My RX-2, my friends called the "Mazdarati."
posted by bz at 10:04 AM on January 16, 2012


Why is the Wankel not used for hybrid gas-electrics? Would it not be as efficient as the piston-powered engines that are being used?
posted by davidpriest.ca at 10:50 AM on January 16, 2012


"I just saw them a lot as project/modding cars, with extra fins and lowered shocks, and thought they looked cool. I think I took them off my list of potential cars when I found that they were manual-shifters. But I love their look and sound."

No offense intended whatosever, but I found these three sentences deeply disturbing. Any car I really care about driving must have a manual transmission.
posted by Ivan Fyodorovich at 10:56 AM on January 16, 2012 [1 favorite]


"No offense intended whatosever, but I found these three sentences deeply disturbing. Any car I really care about driving must have a manual transmission."

I'd be curious to know if an afternoon with the Porsche PDK might change your mind. Did mine.
posted by bz at 2:50 PM on January 16, 2012 [1 favorite]
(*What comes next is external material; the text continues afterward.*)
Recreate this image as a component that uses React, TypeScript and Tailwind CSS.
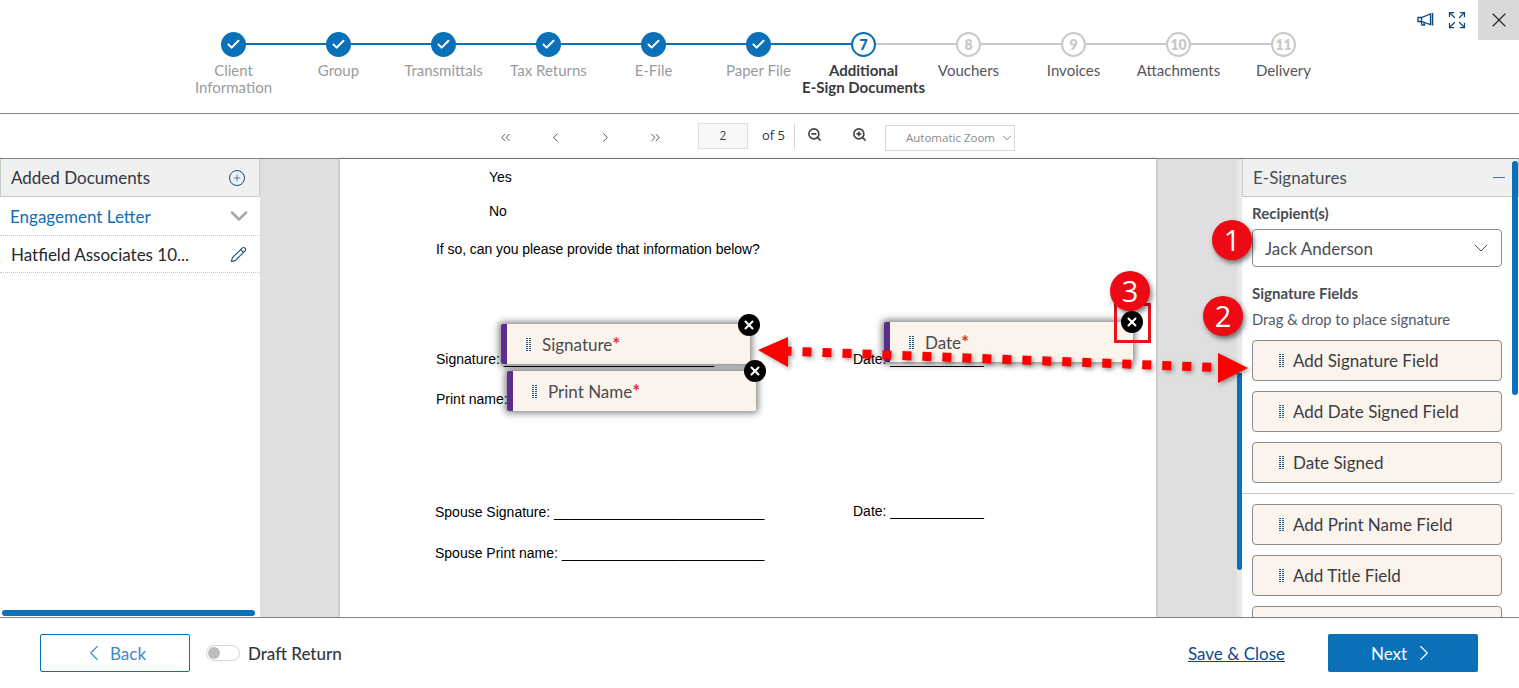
import React from "react";
import { ChevronDown, ChevronLeft, ChevronRight, ChevronsLeft, ChevronsRight, Check, Expand, Pencil, Plus, X, ZoomIn, ZoomOut } from "lucide-react";

const font = "font-['Lato','Noto_Sans',sans-serif]";

const steps = [
  { n: 1, label: ["Client", "Information"], state: "done" },
  { n: 2, label: ["Group"], state: "done" },
  { n: 3, label: ["Transmittals"], state: "done" },
  { n: 4, label: ["Tax Returns"], state: "done" },
  { n: 5, label: ["E-File"], state: "done" },
  { n: 6, label: ["Paper File"], state: "done" },
  { n: 7, label: ["Additional", "E-Sign Documents"], state: "current" },
  { n: 8, label: ["Vouchers"], state: "todo" },
  { n: 9, label: ["Invoices"], state: "todo" },
  { n: 10, label: ["Attachments"], state: "todo" },
  { n: 11, label: ["Delivery"], state: "todo" },
];

function Grip() {
  const dots = [];
  for (let y = 0; y < 7; y++) {
    for (let x = 0; x < 2; x++) {
      dots.push(<rect key={`${x}-${y}`} x={x * 3} y={y * 2} width="2" height="1" fill="#1c5a8c" />);
    }
  }
  return (
    <svg width="5" height="13" viewBox="0 0 5 13" shapeRendering="crispEdges" className="shrink-0">
      {dots}
    </svg>
  );
}

function Step({ s, i }: { s: (typeof steps)[number]; i: number }) {
  const done = s.state === "done";
  const cur = s.state === "current";
  const lineBlue = i < 6;
  return (
    <div className="relative flex w-[105px] shrink-0 flex-col items-center">
      {i < steps.length - 1 && (
        <div className={`absolute left-[52px] top-[11px] h-[2px] w-[105px] ${lineBlue ? "bg-[#0a70b8]" : "bg-[#c9c9c9]"}`} />
      )}
      {done ? (
        <div className="relative z-10 flex h-[25px] w-[25px] items-center justify-center rounded-full bg-[#0a70b8]">
          <Check size={15} strokeWidth={3.2} className="text-white" />
        </div>
      ) : (
        <div
          className={`relative z-10 flex h-[25px] w-[25px] items-center justify-center rounded-full border-2 bg-white text-[14px] font-extrabold ${
            cur ? "border-[#0a70b8] text-[#0a70b8]" : "border-[#c9c9c9] text-[#c9c9c9]"
          }`}
        >
          {s.n}
        </div>
      )}
      <div
        className={`mt-[5px] whitespace-nowrap text-center text-[15px] leading-[17px] ${
          done ? "text-[#9a9b9d]" : cur ? "font-bold text-[#3a3b3d]" : "text-[#55565a]"
        }`}
      >
        {s.label.map((l) => (
          <div key={l}>{l}</div>
        ))}
      </div>
    </div>
  );
}

function FieldButton({ label }: { label: string }) {
  return (
    <div className="flex h-[41px] shrink-0 items-center gap-[9px] rounded-[4px] border border-[#8b8b8b] bg-[#fbf4ec] pl-[26px] text-[17px] text-[#3a3d45]">
      <Grip />
      <span>{label}</span>
    </div>
  );
}

function CloseDot({ className }: { className: string }) {
  return (
    <div className={`absolute flex h-[22px] w-[22px] items-center justify-center rounded-full bg-black ${className}`}>
      <X size={14} strokeWidth={3.5} className="text-white" />
    </div>
  );
}

function PlacedField({ label, className }: { label: string; className: string }) {
  return (
    <div className={`absolute flex h-[40px] w-[249px] items-center gap-[11px] rounded-[2px] border-l-[6px] border-[#5b2d8c] bg-[#fbf4ec] pl-[19px] pt-[1px] text-[17px] text-[#4a4b50] shadow-[0_0_7px_2px_rgba(0,0,0,0.5)] ${className}`}>
      <Grip />
      <span className="leading-[14px]">
        {label}
        <span className="text-[19px] leading-[14px] font-bold text-[#d9363e]">*</span>
      </span>
    </div>
  );
}

function Badge({ n, className }: { n: number; className: string }) {
  return (
    <div className={`absolute z-30 flex h-[40px] w-[40px] items-center justify-center rounded-full bg-[#ee0a14] text-[29px] text-white shadow-[2px_3px_5px_rgba(0,0,0,0.5)] font-['Open_Sans',sans-serif] ${className}`}>
      {n}
    </div>
  );
}

function ToolBtn({ children }: { children: React.ReactNode }) {
  return <div className="mt-[2px] flex w-[50px] justify-center text-[#444]">{children}</div>;
}

export default function App() {
  return (
    <div className={`relative flex h-[688px] w-[1519px] flex-col overflow-hidden bg-white ${font}`}>
      {/* Header */}
      <header className="relative flex h-[114px] shrink-0 justify-center border-b border-[#808080] pt-[32px]">
        <div className="flex -translate-x-[1px]">
          {steps.map((s, i) => (
            <Step key={s.n} s={s} i={i} />
          ))}
        </div>
        <div className="absolute right-0 top-0 flex items-start">
          <svg width="18" height="16" viewBox="0 0 18 16" fill="none" stroke="#0d4a80" strokeWidth="1.3" className="mr-[12px] mt-[12px]">
            <path d="M1 5.5h3.5L13.5 2v10.5L4.5 9.5H1z" />
            <path d="M15.5 1v12.5" strokeWidth="1.6" />
            <path d="M4 9.5l1 3.5h2.5L6.8 10.3" />
            <path d="M4.5 5.5v4" />
          </svg>
          <Expand size={20} strokeWidth={1.5} className="mr-[11px] mt-[10px] text-[#0d4a80]" />
          <div className="flex h-[40px] w-[41px] items-center justify-center bg-[#d9d9d9]">
            <X size={24} strokeWidth={1.1} className="text-[#222]" />
          </div>
        </div>
      </header>

      {/* Toolbar */}
      <div className="flex h-[45px] shrink-0 items-center border-b border-[#808080] pl-[480px] font-['Open_Sans',sans-serif]">
        <ToolBtn><ChevronsLeft size={15} strokeWidth={1.5} /></ToolBtn>
        <ToolBtn><ChevronLeft size={15} strokeWidth={1.5} /></ToolBtn>
        <ToolBtn><ChevronRight size={15} strokeWidth={1.5} /></ToolBtn>
        <ToolBtn><ChevronsRight size={15} strokeWidth={1.5} /></ToolBtn>
        <div className="ml-[18px] flex h-[26px] w-[50px] items-center justify-center border border-[#dcdfe2] bg-[#f8f8f8] text-[12px] text-[#444]">2</div>
        <span className="ml-[14px] text-[13px] text-[#333]">of 5</span>
        <div className="ml-[9px] h-[25px] w-px bg-[#d5d5d5]" />
        <ZoomOut size={15} strokeWidth={2.6} className="ml-[12px] mb-[4px] text-[#444]" />
        <ZoomIn size={15} strokeWidth={2.6} className="ml-[30px] mb-[4px] text-[#444]" />
        <div className="ml-[18px] mt-[3px] flex h-[26px] w-[130px] items-center border border-[#d8d8d8] pl-[20px] text-[11.5px] text-[#8a8a8a]">
          Automatic Zoom
          <ChevronDown size={14} strokeWidth={1.2} className="ml-[5px] text-[#555]" />
        </div>
      </div>

      {/* Main */}
      <main className="flex min-h-0 flex-1">
        {/* Left */}
        <aside className="relative flex w-[260px] shrink-0 flex-col">
          <div className="flex h-[38px] shrink-0 items-center justify-between border border-t-0 border-[#c9cccc] bg-[#eff1f1] pl-[10px] pr-[14px] text-[17px] text-[#33363d]">
            Added Documents
            <div className="flex h-[16px] w-[16px] items-center justify-center rounded-full border border-[#1c4a75]">
              <Plus size={10} strokeWidth={1.6} className="text-[#1c4a75]" />
            </div>
          </div>
          <div className="flex h-[38px] shrink-0 items-center justify-between pl-[10px] pr-[7px] pt-[1px] text-[17px] text-[#0a70b8]">
            Engagement Letter
            <ChevronDown size={28} strokeWidth={2.2} className="-mt-[2px] text-[#a9a9a9]" />
          </div>
          <div className="flex h-[38px] shrink-0 items-center justify-between border-y border-dotted border-[#c4c4c4] pl-[11px] pr-[13px] pt-[1px] text-[17px] text-[#26282e]">
            Hatfield Associates 10...
            <Pencil size={17} strokeWidth={1.5} className="text-[#1c4a75]" />
          </div>
          <div className="mt-auto mb-[1px] ml-[2px] h-[6px] w-[253px] rounded-full bg-[#0a70b8]" />
        </aside>

        {/* Viewer */}
        <section className="flex min-w-0 flex-1 justify-start bg-[#dfdfdf] pl-[80px]">
          <div className="relative w-[816px] bg-white pt-[10px] font-['Liberation_Sans',sans-serif] text-[14px] leading-[16px] text-black shadow-[0_0_3px_rgba(0,0,0,0.3)]">
            <div className="pl-[149px]">Yes</div>
            <div className="mt-[18px] pl-[149px]">No</div>
            <div className="mt-[22px] pl-[96px] tracking-[-0.06px]">If so, can you please provide that information below?</div>
            <div className="mt-[94px] grid grid-cols-[417px_1fr] pl-[96px] whitespace-nowrap">
              <div>Signature: ___________________________</div>
              <div>Date: ____________</div>
            </div>
            <div className="mt-[24px] pl-[96px] whitespace-nowrap">Print name:</div>
            <div className="mt-[97px] grid grid-cols-[418px_1fr] pl-[95px] whitespace-nowrap">
              <div>Spouse Signature: ___________________________</div>
              <div className="-mt-[1px]">Date: ____________</div>
            </div>
            <div className="mt-[25px] pl-[95px] whitespace-nowrap">Spouse Print name: __________________________</div>

            <div className={font}>
              <PlacedField label="Signature" className="left-[161px] top-[165px]" />
              <CloseDot className="left-[398px] top-[155px]" />
              <PlacedField label="Print Name" className="left-[167px] top-[212px]" />
              <CloseDot className="left-[404px] top-[201px]" />
              <PlacedField label="Date" className="left-[544px] top-[163px]" />
              <CloseDot className="left-[781px] top-[152px] z-10" />
            </div>
          </div>
        </section>

        {/* Scrollbar track of the panel */}
        <div className="relative w-[5px] shrink-0 bg-[#e9e9e9]">
          <div className="absolute bottom-[47px] top-[214px] w-full rounded-b-full bg-[#0a70b8]" />
        </div>

        {/* Right */}
        <aside className="relative w-[277px] shrink-0 overflow-hidden">
          <div className="flex h-[38px] items-center justify-between border border-t-0 border-[#c9cccc] bg-[#eff1f1] pl-[10px] pr-[13px] text-[17px] text-[#4a4d52]">
            E-Signatures
            <div className="h-px w-[12px] bg-[#4f7196]" />
          </div>
          <div className="absolute right-[1px] top-[2px] h-[234px] w-[6px] rounded-full bg-[#0a70b8]" />
          <div className="flex flex-col px-[10px]">
            <div className="mt-[8px] text-[15px] font-bold leading-[17px] text-[#4a4d52]">Recipient(s)</div>
            <div className="mt-[7px] flex h-[38px] w-[250px] items-center justify-between rounded-[4px] border border-[#8b8b8b] pl-[12px] pr-[8px] text-[17px] text-[#4a4d52]">
              <span className="pt-[1px]">Jack Anderson</span>
              <ChevronDown size={24} strokeWidth={1} className="text-[#555]" />
            </div>
            <div className="mt-[18px] text-[15px] font-bold leading-[17px] text-[#4a4d52]">Signature Fields</div>
            <div className="mt-[9px] text-[14.8px] leading-[17px] text-[#55585d]">Drag &amp; drop to place signature</div>
            <div className="mt-[12px] flex w-[250px] flex-col gap-[10px]">
              <FieldButton label="Add Signature Field" />
              <FieldButton label="Add Date Signed Field" />
              <FieldButton label="Date Signed" />
            </div>
          </div>
          <div className="mr-[5px] mt-[10px] h-px bg-[#c9c9c9]" />
          <div className="ml-[10px] mt-[10px] flex w-[250px] flex-col gap-[10px]">
            <FieldButton label="Add Print Name Field" />
            <FieldButton label="Add Title Field" />
            <div className="h-[41px] shrink-0 rounded-[4px] border border-[#8b8b8b] bg-[#fbf4ec]" />
          </div>
        </aside>
      </main>

      {/* Footer */}
      <footer className="relative z-10 flex h-[71px] shrink-0 items-center border-t border-[#808080] bg-white pl-[40px] pr-[41px]">
        <div className="flex h-[38px] w-[150px] items-center justify-center gap-[3px] rounded-[2px] border border-[#0a70b8] pr-[3px] text-[17px] text-[#3b8cc4]">
          <ChevronLeft size={26} strokeWidth={1} />
          <span className="pt-[1px]">Back</span>
        </div>
        <div className="ml-[16px] flex h-[16px] w-[34px] items-center rounded-full border border-[#d5d5d5] pl-[1px]">
          <div className="h-[12px] w-[12px] rounded-full bg-[#bdbdbd]" />
        </div>
        <span className="ml-[8px] pt-[1px] text-[17px] font-medium text-[#33363d]">Draft Return</span>
        <span className="ml-auto pt-[1px] text-[17px] text-[#0d4a80] underline">Save &amp; Close</span>
        <div className="ml-[43px] flex h-[38px] w-[150px] items-center justify-center gap-[4px] rounded-[2px] bg-[#0a70b8] pl-[2px] text-[17px] text-white">
          <span className="pt-[1px]">Next</span>
          <ChevronRight size={26} strokeWidth={1} />
        </div>
      </footer>

      {/* Annotations */}
      <svg width="1519" height="688" className="pointer-events-none absolute left-0 top-0 z-20 drop-shadow-[2px_2px_2px_rgba(0,0,0,0.35)]">
        <line x1="782.5" y1="351" x2="1218" y2="367.5" stroke="#ff0000" strokeWidth="9" strokeDasharray="9 11" />
        <polygon points="758,350 788,337 788,367" fill="#ff0000" />
        <polygon points="1248,368 1218,353 1218,383" fill="#ff0000" />
      </svg>
      <div className="absolute left-[1114px] top-[303px] z-20 h-[40px] w-[37px] border-[3px] border-[#e8141c]" />
      <Badge n={1} className="left-[1212px] top-[220px]" />
      <Badge n={2} className="left-[1203px] top-[296px]" />
      <Badge n={3} className="left-[1110px] top-[271px]" />
    </div>
  );
}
Interestingly Mazda sold a General Motors Holden Kingswood fitted with a 13b in Japan.
posted by onya at 6:18 AM on January 17, 2012


> It's that you can't really make the displacement much smaller to get more efficiency out of it
> the way that you can with pistons.

You can do half of that, anyway--make it smaller. There is actually a Wankel model aircraft engine that is listed at 4.97 cc displacement. It looks like this. But making it small doesn't seem to have helped with the efficiency. This model aircraft hobbyist reports "It burns fuel so inefficiently that I have decided it is strictly a novelty engine and I display mine in a glass case."